- [MATERIAL SHOWN]
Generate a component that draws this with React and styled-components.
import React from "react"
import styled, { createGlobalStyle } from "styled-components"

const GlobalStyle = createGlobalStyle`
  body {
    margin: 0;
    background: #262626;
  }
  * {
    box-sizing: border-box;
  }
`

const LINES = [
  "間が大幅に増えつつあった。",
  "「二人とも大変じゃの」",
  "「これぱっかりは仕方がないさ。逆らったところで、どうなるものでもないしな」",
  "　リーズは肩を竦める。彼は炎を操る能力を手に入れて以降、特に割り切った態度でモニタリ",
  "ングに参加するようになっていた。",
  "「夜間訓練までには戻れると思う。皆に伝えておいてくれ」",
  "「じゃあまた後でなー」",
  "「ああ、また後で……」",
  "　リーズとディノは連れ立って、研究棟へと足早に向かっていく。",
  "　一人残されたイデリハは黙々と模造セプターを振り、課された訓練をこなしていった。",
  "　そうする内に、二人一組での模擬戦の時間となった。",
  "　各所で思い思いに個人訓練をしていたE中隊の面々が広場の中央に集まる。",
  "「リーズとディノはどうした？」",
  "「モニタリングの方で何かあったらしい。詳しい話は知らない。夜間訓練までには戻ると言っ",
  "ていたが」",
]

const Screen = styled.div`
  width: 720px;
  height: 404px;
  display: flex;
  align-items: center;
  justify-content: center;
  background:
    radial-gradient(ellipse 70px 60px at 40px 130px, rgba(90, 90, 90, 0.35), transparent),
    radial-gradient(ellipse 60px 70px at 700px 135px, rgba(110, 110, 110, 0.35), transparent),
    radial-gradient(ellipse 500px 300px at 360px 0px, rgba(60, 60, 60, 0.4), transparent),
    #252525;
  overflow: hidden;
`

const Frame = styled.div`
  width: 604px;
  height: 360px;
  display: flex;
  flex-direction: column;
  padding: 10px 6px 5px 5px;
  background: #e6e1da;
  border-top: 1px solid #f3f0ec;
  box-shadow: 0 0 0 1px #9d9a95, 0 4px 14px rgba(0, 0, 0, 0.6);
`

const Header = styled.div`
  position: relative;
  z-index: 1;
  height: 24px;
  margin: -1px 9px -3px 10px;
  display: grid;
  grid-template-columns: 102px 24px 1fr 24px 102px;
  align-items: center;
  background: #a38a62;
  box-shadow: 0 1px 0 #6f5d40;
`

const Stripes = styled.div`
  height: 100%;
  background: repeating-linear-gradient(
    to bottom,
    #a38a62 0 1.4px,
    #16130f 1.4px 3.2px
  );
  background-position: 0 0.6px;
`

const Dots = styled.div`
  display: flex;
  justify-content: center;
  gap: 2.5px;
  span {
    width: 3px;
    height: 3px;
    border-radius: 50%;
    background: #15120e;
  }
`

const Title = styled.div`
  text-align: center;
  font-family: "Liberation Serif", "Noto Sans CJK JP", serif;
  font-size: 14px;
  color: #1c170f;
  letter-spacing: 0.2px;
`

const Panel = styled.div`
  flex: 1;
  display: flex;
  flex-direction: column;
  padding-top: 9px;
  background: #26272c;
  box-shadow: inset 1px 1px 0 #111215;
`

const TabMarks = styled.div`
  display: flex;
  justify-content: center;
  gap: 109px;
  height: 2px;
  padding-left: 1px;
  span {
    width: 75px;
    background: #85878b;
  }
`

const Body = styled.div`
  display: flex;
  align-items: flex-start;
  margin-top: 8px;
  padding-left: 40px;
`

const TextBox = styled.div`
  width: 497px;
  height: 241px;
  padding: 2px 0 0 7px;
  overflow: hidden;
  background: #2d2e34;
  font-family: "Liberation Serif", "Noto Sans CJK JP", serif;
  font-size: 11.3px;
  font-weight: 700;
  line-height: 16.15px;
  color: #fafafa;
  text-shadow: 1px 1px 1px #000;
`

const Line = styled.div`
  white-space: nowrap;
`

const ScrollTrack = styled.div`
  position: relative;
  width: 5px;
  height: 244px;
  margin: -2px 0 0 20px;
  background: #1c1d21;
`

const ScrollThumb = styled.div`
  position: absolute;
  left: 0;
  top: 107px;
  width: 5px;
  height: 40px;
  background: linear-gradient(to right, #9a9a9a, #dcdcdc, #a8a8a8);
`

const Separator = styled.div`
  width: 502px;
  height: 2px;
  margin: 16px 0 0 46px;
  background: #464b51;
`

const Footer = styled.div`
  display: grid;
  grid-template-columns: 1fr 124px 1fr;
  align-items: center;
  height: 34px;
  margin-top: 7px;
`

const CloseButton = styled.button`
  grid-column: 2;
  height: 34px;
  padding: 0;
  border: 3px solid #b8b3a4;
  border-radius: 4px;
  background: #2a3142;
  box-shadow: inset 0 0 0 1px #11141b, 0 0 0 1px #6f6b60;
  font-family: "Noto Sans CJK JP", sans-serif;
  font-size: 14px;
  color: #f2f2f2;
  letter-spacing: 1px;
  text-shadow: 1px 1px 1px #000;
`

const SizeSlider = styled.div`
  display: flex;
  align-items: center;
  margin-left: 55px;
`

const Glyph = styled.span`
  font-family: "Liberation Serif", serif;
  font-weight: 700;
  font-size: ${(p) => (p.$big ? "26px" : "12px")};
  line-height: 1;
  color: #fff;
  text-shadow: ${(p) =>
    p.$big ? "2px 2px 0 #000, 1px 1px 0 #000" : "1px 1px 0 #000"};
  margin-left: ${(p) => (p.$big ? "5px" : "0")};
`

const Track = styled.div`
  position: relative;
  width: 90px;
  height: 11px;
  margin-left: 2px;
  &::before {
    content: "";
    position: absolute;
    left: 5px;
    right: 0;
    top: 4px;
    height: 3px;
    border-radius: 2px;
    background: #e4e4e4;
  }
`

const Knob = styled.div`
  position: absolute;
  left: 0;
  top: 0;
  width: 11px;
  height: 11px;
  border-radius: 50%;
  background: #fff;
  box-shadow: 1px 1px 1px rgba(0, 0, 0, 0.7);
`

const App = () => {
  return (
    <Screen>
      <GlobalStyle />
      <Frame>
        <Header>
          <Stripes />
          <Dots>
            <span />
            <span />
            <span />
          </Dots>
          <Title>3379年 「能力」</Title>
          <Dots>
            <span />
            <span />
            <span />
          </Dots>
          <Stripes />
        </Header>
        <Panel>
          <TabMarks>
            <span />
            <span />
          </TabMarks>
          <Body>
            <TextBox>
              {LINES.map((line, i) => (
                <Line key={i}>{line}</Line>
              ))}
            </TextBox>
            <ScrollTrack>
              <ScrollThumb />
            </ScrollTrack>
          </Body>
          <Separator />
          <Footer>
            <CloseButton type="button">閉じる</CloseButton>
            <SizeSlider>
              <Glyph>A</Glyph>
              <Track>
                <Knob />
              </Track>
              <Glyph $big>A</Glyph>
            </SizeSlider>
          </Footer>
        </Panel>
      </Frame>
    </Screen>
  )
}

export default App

==

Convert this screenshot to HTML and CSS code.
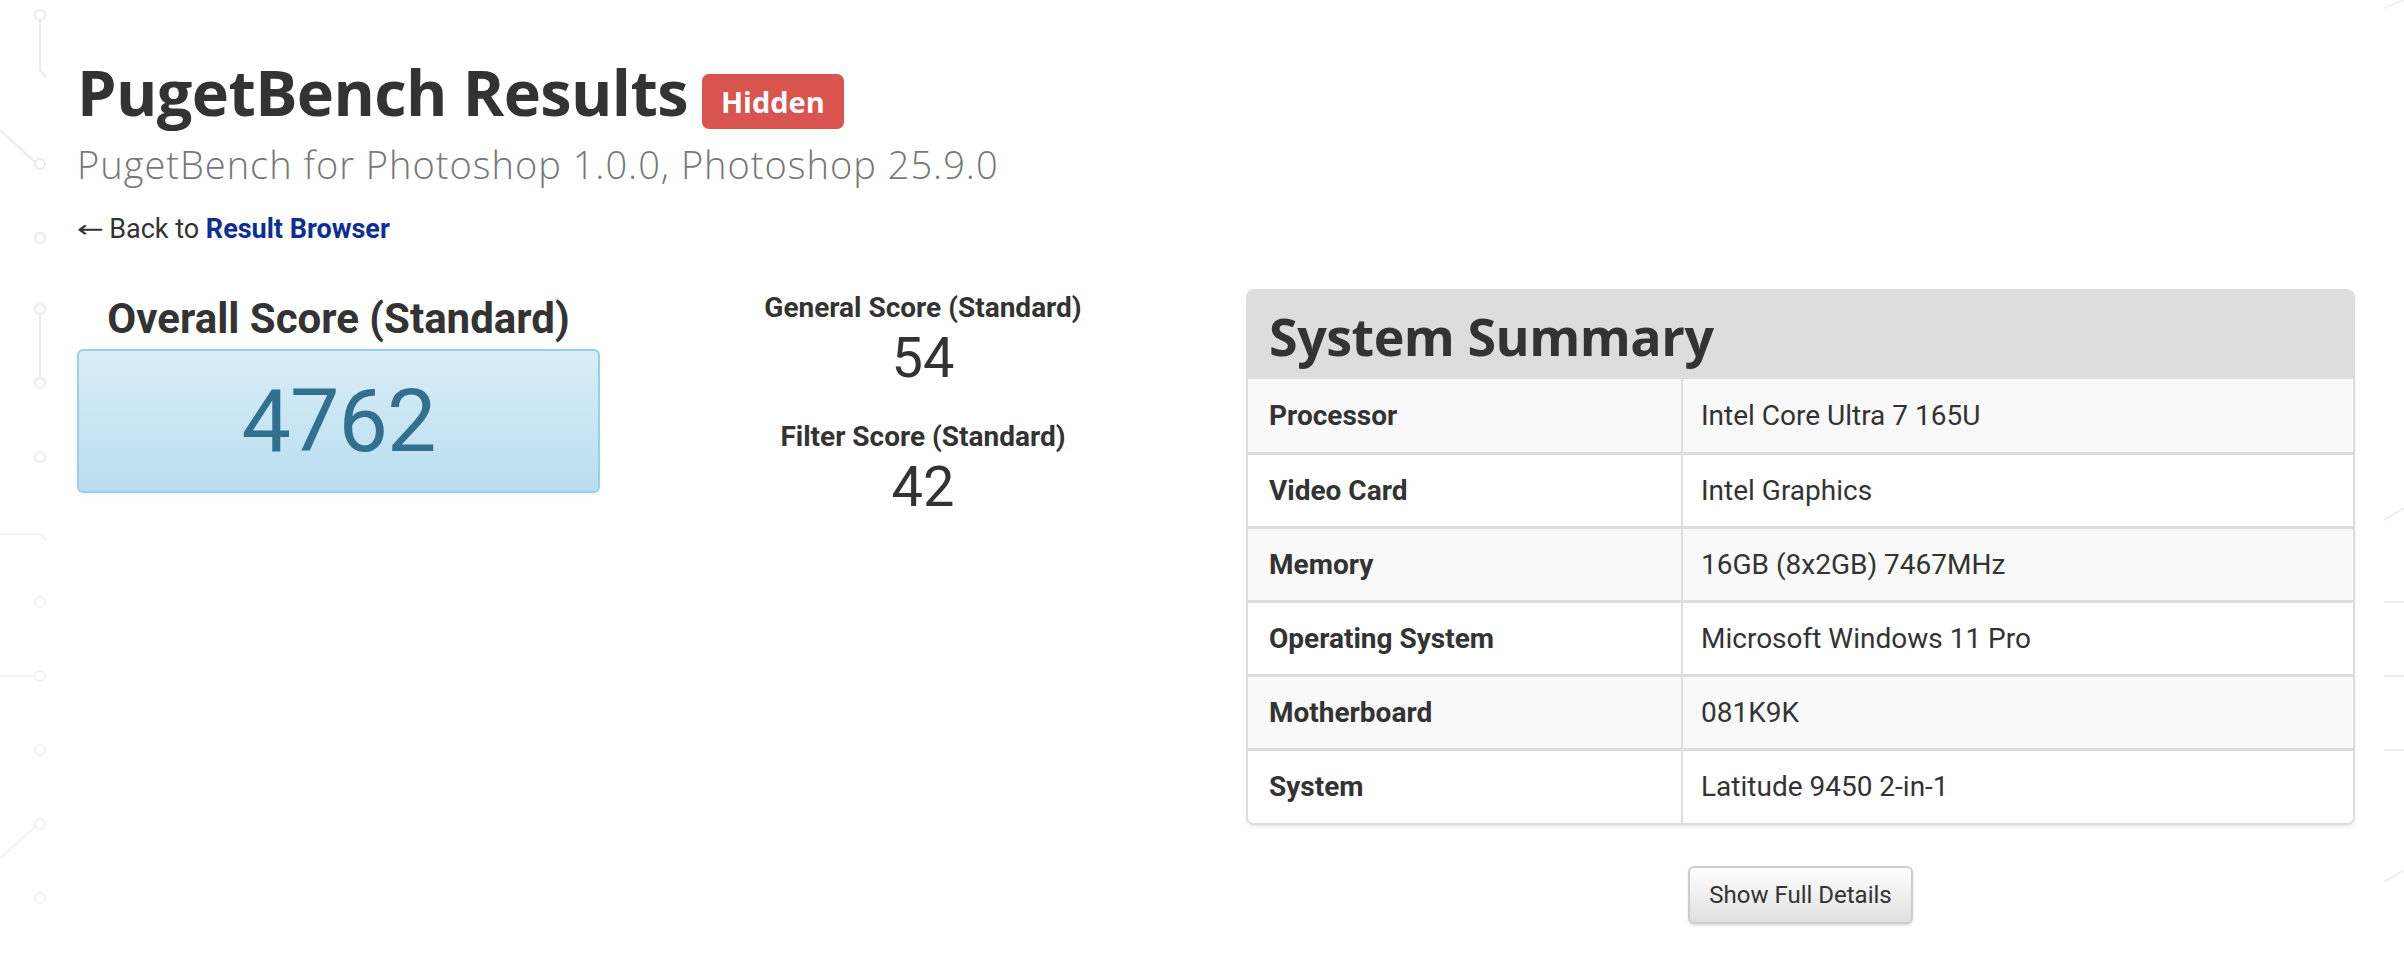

==

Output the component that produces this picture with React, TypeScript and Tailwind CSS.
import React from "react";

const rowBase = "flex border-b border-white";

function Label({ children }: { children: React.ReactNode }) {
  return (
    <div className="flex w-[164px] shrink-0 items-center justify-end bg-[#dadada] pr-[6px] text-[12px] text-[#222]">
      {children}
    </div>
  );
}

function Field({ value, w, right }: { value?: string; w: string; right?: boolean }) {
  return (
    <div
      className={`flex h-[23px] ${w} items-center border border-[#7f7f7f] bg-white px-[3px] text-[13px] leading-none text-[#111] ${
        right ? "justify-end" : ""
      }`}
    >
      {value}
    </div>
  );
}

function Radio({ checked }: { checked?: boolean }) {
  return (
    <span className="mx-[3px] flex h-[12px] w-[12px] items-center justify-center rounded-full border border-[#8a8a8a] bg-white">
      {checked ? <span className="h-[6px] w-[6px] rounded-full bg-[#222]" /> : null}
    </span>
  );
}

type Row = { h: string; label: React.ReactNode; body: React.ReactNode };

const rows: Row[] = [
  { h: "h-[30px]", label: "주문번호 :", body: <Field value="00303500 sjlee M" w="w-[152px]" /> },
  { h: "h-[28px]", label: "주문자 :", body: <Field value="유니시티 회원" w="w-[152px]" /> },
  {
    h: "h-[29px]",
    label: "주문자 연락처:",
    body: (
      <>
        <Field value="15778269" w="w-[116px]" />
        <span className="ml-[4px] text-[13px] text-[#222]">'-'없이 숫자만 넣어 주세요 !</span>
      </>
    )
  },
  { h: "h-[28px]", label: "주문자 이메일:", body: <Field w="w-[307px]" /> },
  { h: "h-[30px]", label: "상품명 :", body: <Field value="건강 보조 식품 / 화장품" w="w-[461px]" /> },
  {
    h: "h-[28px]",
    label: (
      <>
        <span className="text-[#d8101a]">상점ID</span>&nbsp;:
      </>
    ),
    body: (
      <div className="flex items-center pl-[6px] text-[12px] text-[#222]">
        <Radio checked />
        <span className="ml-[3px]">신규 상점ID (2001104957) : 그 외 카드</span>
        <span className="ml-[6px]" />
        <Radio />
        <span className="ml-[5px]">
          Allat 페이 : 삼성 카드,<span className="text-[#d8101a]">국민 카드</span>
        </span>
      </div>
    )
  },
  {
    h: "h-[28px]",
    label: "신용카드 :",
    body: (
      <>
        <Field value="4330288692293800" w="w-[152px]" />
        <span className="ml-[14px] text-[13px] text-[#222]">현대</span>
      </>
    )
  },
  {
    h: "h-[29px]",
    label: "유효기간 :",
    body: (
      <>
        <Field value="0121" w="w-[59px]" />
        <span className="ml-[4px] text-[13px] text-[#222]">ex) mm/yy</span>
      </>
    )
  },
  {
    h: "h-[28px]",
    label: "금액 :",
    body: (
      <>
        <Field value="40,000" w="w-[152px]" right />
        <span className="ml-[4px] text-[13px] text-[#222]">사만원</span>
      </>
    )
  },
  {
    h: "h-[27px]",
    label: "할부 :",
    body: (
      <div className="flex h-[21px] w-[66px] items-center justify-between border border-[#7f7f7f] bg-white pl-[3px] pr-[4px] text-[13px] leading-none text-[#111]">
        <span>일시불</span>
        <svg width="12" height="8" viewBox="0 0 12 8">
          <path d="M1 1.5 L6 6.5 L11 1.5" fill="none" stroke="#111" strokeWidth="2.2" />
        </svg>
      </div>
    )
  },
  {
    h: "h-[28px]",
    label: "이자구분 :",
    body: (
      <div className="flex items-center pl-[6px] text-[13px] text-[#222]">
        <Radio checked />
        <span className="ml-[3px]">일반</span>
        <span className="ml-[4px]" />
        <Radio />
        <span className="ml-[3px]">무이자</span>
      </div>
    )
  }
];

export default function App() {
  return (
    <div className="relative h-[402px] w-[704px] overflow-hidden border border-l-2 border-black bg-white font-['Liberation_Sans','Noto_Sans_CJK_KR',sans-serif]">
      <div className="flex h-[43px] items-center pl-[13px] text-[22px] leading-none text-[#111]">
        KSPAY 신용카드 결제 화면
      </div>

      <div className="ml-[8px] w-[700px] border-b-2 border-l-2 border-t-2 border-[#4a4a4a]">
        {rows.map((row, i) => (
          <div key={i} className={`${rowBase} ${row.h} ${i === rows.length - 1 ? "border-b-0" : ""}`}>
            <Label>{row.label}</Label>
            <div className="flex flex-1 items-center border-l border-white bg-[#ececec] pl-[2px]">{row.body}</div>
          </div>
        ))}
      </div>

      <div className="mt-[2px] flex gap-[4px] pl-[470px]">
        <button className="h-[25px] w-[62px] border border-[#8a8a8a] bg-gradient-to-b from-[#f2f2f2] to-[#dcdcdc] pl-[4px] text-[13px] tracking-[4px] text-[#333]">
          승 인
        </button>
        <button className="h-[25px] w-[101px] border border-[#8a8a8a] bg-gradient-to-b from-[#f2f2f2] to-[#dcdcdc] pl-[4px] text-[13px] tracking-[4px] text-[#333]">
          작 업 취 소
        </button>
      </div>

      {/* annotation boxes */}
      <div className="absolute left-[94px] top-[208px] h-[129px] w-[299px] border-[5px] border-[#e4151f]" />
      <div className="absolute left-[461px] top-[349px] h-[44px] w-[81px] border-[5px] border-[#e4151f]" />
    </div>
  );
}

- [STATED EXERCISE] Repeat the entries above verbatim, but only from the line that has "Output the component" down to the line that has "string; label: React.ReactNode;", inclusive.

- [THE RESULT]
Output the component that produces this picture with React, TypeScript and Tailwind CSS.
import React from "react";

const rowBase = "flex border-b border-white";

function Label({ children }: { children: React.ReactNode }) {
  return (
    <div className="flex w-[164px] shrink-0 items-center justify-end bg-[#dadada] pr-[6px] text-[12px] text-[#222]">
      {children}
    </div>
  );
}

function Field({ value, w, right }: { value?: string; w: string; right?: boolean }) {
  return (
    <div
      className={`flex h-[23px] ${w} items-center border border-[#7f7f7f] bg-white px-[3px] text-[13px] leading-none text-[#111] ${
        right ? "justify-end" : ""
      }`}
    >
      {value}
    </div>
  );
}

function Radio({ checked }: { checked?: boolean }) {
  return (
    <span className="mx-[3px] flex h-[12px] w-[12px] items-center justify-center rounded-full border border-[#8a8a8a] bg-white">
      {checked ? <span className="h-[6px] w-[6px] rounded-full bg-[#222]" /> : null}
    </span>
  );
}

type Row = { h: string; label: React.ReactNode; body: React.ReactNode };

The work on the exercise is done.